Trey Edward Shults cut his teeth working on films by such auteurs as Terrence Malick (Song to Song) and Jeff Nichols (Midnight Special), so it should be no surprise that the greatest strength of It Comes at Night is in its ability to be a sharp, visually appealing narrative which explores the relationships we are able to make with other people, tenuous as they may be. It Comes at Night certainly has elements of horror, but by focusing instead on the relationships between these people, Shults makes a human film first, which only helps to fuel the horror found within it. A lack of trust breeds paranoia and vice versa, so given the mysterious and intentionally vague situation Paul and his family find themselves in, tension builds naturally the longer they are together with Will and his family. It is a genius stroke in building the atmosphere of the film.

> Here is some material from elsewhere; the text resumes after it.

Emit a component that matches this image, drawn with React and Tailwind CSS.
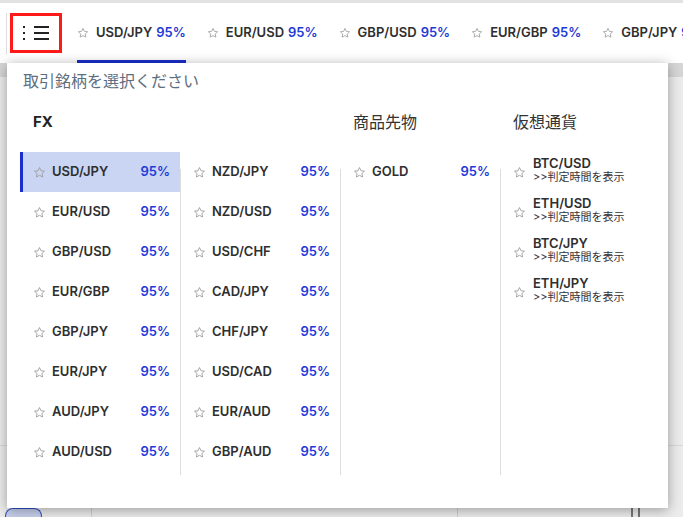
import React from "react";

const fxLeft = ["USD/JPY", "EUR/USD", "GBP/USD", "EUR/GBP", "GBP/JPY", "EUR/JPY", "AUD/JPY", "AUD/USD"];
const fxRight = ["NZD/JPY", "NZD/USD", "USD/CHF", "CAD/JPY", "CHF/JPY", "USD/CAD", "EUR/AUD", "GBP/AUD"];
const crypto = ["BTC/USD", "ETH/USD", "BTC/JPY", "ETH/JPY"];
const tabs = ["USD/JPY", "EUR/USD", "GBP/USD", "EUR/GBP", "GBP/JPY"];

function Star({ size = 13 }) {
  return (
    <svg width={size} height={size} viewBox="0 0 24 24" className="shrink-0">
      <path
        d="M12 2.8l2.8 5.9 6.4.8-4.7 4.4 1.2 6.4L12 17.2l-5.7 3.1 1.2-6.4-4.7-4.4 6.4-.8z"
        fill="none"
        stroke="#9a9a9a"
        strokeWidth="1.6"
        strokeLinejoin="round"
      />
    </svg>
  );
}

function Row({ name, active }) {
  return (
    <div
      className={
        "h-[40px] flex items-center pr-[10px] " +
        (active ? "bg-[#c9d5f3] border-l-[3px] border-[#1a2ecc] pl-[10px]" : "pl-[13px]")
      }
    >
      <Star />
      <span className="ml-[6px] flex-1 text-[13px] font-semibold text-[#2e2e2e]">{name}</span>
      <span className="text-[13px] font-semibold text-[#1d3ad6]">95%</span>
    </div>
  );
}

function List({ items, sep, activeFirst }) {
  return (
    <div
      className={
        "relative mt-[20px] " +
        (sep ? "before:absolute before:left-0 before:top-[17px] before:h-[306px] before:w-px before:bg-[#dddddd]" : "")
      }
    >
      {items.map((n, i) => (
        <Row key={n} name={n} active={activeFirst && i === 0} />
      ))}
    </div>
  );
}

export default function App() {
  return (
    <div className="relative w-[683px] h-[517px] overflow-hidden bg-[#ececec] flex flex-col font-['Inter','Noto_Sans_CJK_JP',sans-serif]">
      <div className="h-[3px] bg-[#e2e2e2]" />
      <header className="h-[60px] bg-white flex items-center overflow-hidden">
        <div className="shrink-0 ml-[6px] w-px h-[41px] bg-[#dddddd]" />
        <div className="shrink-0 ml-[3px] w-[52px] h-[40px] border-[3px] border-[#ff1a1a] flex items-center justify-center gap-[9px]">
          <div className="flex flex-col gap-[4px]">
            <span className="w-[2px] h-[2px] bg-[#222]" />
            <span className="w-[2px] h-[2px] bg-[#222]" />
            <span className="w-[2px] h-[2px] bg-[#222]" />
          </div>
          <div className="flex flex-col gap-[4px]">
            <span className="w-[15px] h-[2px] bg-[#222]" />
            <span className="w-[15px] h-[2px] bg-[#222]" />
            <span className="w-[15px] h-[2px] bg-[#222]" />
          </div>
        </div>
        <div className="shrink-0 ml-[15px] h-full flex gap-[21px] whitespace-nowrap">
          {tabs.map((t, i) => (
            <div key={t} className="shrink-0 relative h-full flex items-center">
              <Star size={12} />
              <span className="ml-[7px] text-[13px] font-semibold text-[#2e2e2e]">{t}</span>
              <span className="ml-[4px] text-[13px] font-semibold text-[#1d3ad6]">95%</span>
              {i === 0 && <span className="absolute left-0 right-0 bottom-0 h-[3px] bg-[#1a2ec9]" />}
            </div>
          ))}
        </div>
      </header>
      <main className="flex-1 flex flex-col">
        <div className="h-[14px] bg-[#d6d6d6]" />
        <div className="h-[369px] border-b border-[#d8d8d8]" />
        <div className="flex-1" />
        <div className="h-[9px] flex">
          <div className="w-[5px]" />
          <div className="w-[37px] rounded-t-[8px] border border-b-0 border-[#2f4fc0] bg-[#c6cfec]" />
          <div className="w-[50px] border-r border-[#cfcfcf]" />
          <div className="w-[366px] border-r border-[#cfcfcf]" />
          <div className="w-[175px] border-r-2 border-[#777]" />
          <div className="w-[7px] border-r-2 border-[#777]" />
        </div>
      </main>

      <div className="absolute left-[7px] top-[63px] w-[661px] h-[445px] bg-white shadow-[0_2px_12px_rgba(0,0,0,0.35)] pt-[8px] pl-[13px]">
        <div className="ml-[3px] text-[16px] leading-[20px] text-[#5d6e80]">取引銘柄を選択ください</div>
        <div className="flex mt-[21px]">
          <div className="shrink-0 w-[160px]">
            <div className="h-[20px] leading-[20px] pl-[13px] text-[15px] font-bold text-[#222]">FX</div>
            <List items={fxLeft} activeFirst />
          </div>
          <div className="shrink-0 w-[160px]">
            <div className="h-[20px]" />
            <List items={fxRight} sep />
          </div>
          <div className="shrink-0 w-[160px]">
            <div className="h-[20px] leading-[20px] pl-[13px] text-[16px] text-[#333]">商品先物</div>
            <List items={["GOLD"]} sep />
          </div>
          <div className="shrink-0 w-[160px]">
            <div className="h-[20px] leading-[20px] pl-[13px] text-[16px] text-[#333]">仮想通貨</div>
            <div className="relative mt-[20px] h-[320px] before:absolute before:left-0 before:top-[17px] before:h-[306px] before:w-px before:bg-[#dddddd]">
              {crypto.map((c) => (
                <div key={c} className="h-[40px] flex items-center pl-[13px]">
                  <Star />
                  <div className="ml-[7px] flex flex-col mt-[-6px]">
                    <span className="text-[13px] leading-[16px] font-semibold text-[#2e2e2e]">{c}</span>
                    <span className="text-[11px] leading-[13px] text-[#333]">&gt;&gt;判定時間を表示</span>
                  </div>
                </div>
              ))}
            </div>
          </div>
        </div>
      </div>
    </div>
  );
}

The atmosphere, and in particular the mood, throughout the film take the rather drab, dreary and uneventful plot and turn it into a compelling slow burn which left me wondering what might happen next. The cinematography of the film, from the lighting to the staging and camera movements help dial the tension up, taking Shults' standard, sparse screenplay and creating a visually haunting and splendid film. The screenplay doesn't allow for a ton of exposition, with Shults more apt to show then tell, and sometimes not to show at all, leaving much to the imagination and horror of the viewer. I'm not exactly sure what Shults might be playing at with his tale, but the experience of it makes it worthwhile.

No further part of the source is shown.